While TCU ranked 97th nationally for academics, it took 12th for fitness and 10th for the influence of the Greek community.One might be quick to say that TCU should study as much as it exercises.
It is easy to draw connections between these numbers and jump to conclusions, but we must remember the magazines doing these rankings were entirely independent and used different methodologies.
We can’t link these factors scientifically, but it does raise questions for some.
The Skiff always preaches about getting involved on campus and finding your niche, but it seems everyone else on campus already has – at the rec center.
The fact that TCU has a fit student body is a great message to send prospective students and current ones, especially when the obligatory complaints about campus food kick off about a week into classes.
A strong Greek community means that we have a large number of students that are active in the community promoting positive ends through the service projects each fraternity and sorority organize.
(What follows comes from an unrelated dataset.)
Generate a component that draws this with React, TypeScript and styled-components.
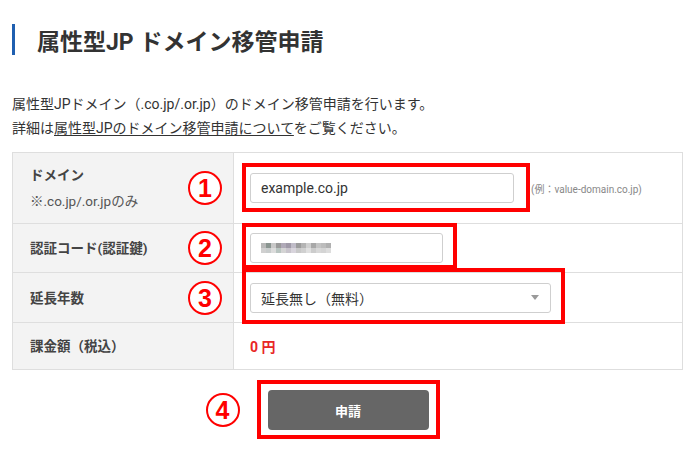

It is easy to write it off as a party ranking, but a strong Greek system traditionally means strong ties in the world of business.
There’s no such thing as bad publicity, and the more TCU is recognized the better.
If the next ranking we see is about overexercising or eating disorders, we should start to worry.
The mantra heard from high school on is “be a balanced student.”
Maybe TCU students are the balanced individuals students are encouraged to become.
While a 97th-ranked academic program is impressive, what student wouldn’t want to see that rank a little closer to No. 1?
If anything, the rank shows that TCU is strong now and has potential to grow in the future.
When a group of ranks are put together, the natural instinct is to link them in some way. We must remember, however, that numbers don’t always tell the whole story.
Brian Chatman and Janelle Stecklein for the Editorial Board.